Lola Montès est-elle aussi creuse que Sarah Palin ? Le débat est intéressant. Je me contenterai de parler de Lola Montès, que je connais mieux que la colistière de John McCain. Lola Montès est un phénomène de foire, une femme à scandales qu’on exhibe dans un cirque – et il est important de souligner que ce cirque, le Mammoth Circus, est américain. Les spectateurs qui assistent à la représentation où l’on dévoile, scène après scène, les différents épisodes de la vie de
la Comtesse Lola, payent en dollars. La Lola que nous découvrons au début du film est une femme usée, fatiguée, malade. Elle n’a plus la splendeur de sa jeunesse, et sa beauté est fanée. Le film de Max Ophuls s’ouvre avec cette dimension-là, profondément mélancolique. Tout le film oscille dès lors entre la fausse énergie d’une représentation rythmée, découpée en autant de tableaux vivants qu’il y a d’épisodes marquants et de scandales dans la vie de cette femme, et la tristesse même du spectacle d’une femme vaincue, résignée à donner de sa vie une représentation marchande. Le personnage interprété par Peter Ustinov est essentiel, car il est celui qui s’adresse directement au spectateur, tout en parlant à voix basse, en aparté, à Lola. Ustinov est une sorte de « passeur » entre l’écran et la salle, entre le cirque et les spectateurs qui assistent à ce triste spectacle. Il est le narrateur, celui qui, à coups de fouet, donne au film son rythme, et souvent son faux rythme. Vous allez voir ce que vous allez voir !… Eh bien, ce que l’on voie, c’est une femme au bout du rouleau. Le film consiste en une entreprise de re-mise en scène, donnant de manière volontaire, presque mécanique, l’illusion d’une vie pleine de splendeur. Lola Montès, c’est grandeur et décadence d’une courtisane. Une scène, parmi les plus belles du film (et elles sont nombreuses) m’est apparue toujours aussi mystérieuse : celle où, dans un flash back, Peter Ustinov vient chez Lola pour tenter de l’engager dans son cirque. Elle refuse la proposition, il lui laisse sur une table un contrat prêt à être signé. Et elle lui dit à peu près cette phrase : « Ne soyez pas aussi bête que les autres ». Soudain, par cet abyme, nous découvrons une Lola Montès lucide, intelligente, sachant parfaitement quel est son rôle et comment les hommes l’utilisent en la mettant au centre de la société du spectacle.

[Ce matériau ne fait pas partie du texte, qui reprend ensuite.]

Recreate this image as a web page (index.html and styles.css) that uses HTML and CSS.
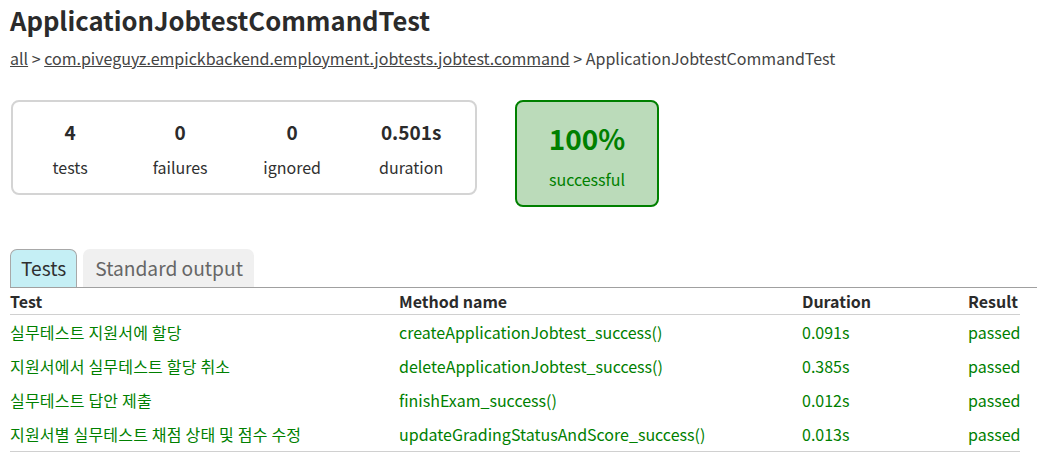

Andrew Sarris, lors du « Q and A », prit la défense de Martine Carol, actrice principale du film d’Ophuls. On sait que ce n’est pas l’avis de tous, d’aucuns lui reprochant d’être inexpressive, peu sexy, et trop ordinaire pour interpréter ce rôle magnifique pour lequel on imaginerait une Ava Gardner. Sarris plaida en faveur de Martine Carol, en se servant d’un seul argument : elle est au diapason d’un personnage ordinaire plongé dans une vie extraordinaire. Il est de toutes les manières impossible de revenir sur le choix d’Ophuls. Tout juste peut-on s’interroger sur le fait de savoir si Martine Carol ne faisait pas partie du « deal » ou de la commande passée à Ophuls, de réaliser un film à gros budget (environ 700 millions de francs de l’époque), avec une actrice très populaire et sur un sujet pouvant s’approcher du mélodrame. Ce qui est évident à revoir le film, c’est que l’intérêt ou le plaisir d’Ophuls se porte autant, pour ne pas dire plus, sur la mise en place des dispositifs scéniques – tour à tour : tableaux vivants, longues séquences en flash back, ou scènes en temps réel dans le cirque – que sur le « focus » sur Lola Montès dont il est censé dessiner le portrait. C’est cette mécanique, à double détente et dont les rouages sont complexe, qui fait aussi la beauté mystérieuse de Lola Montès. A la toute fin, le personnage féminin est figé, momifié, la caméra s’éloigne lentement dans un travelling arrière : les gens font la queue pour payer, pour toucher cette femme momifiée. Pas pour cent dollars, par pour dix dollars. Pour un seul dollar. C’est-à-dire pour rien.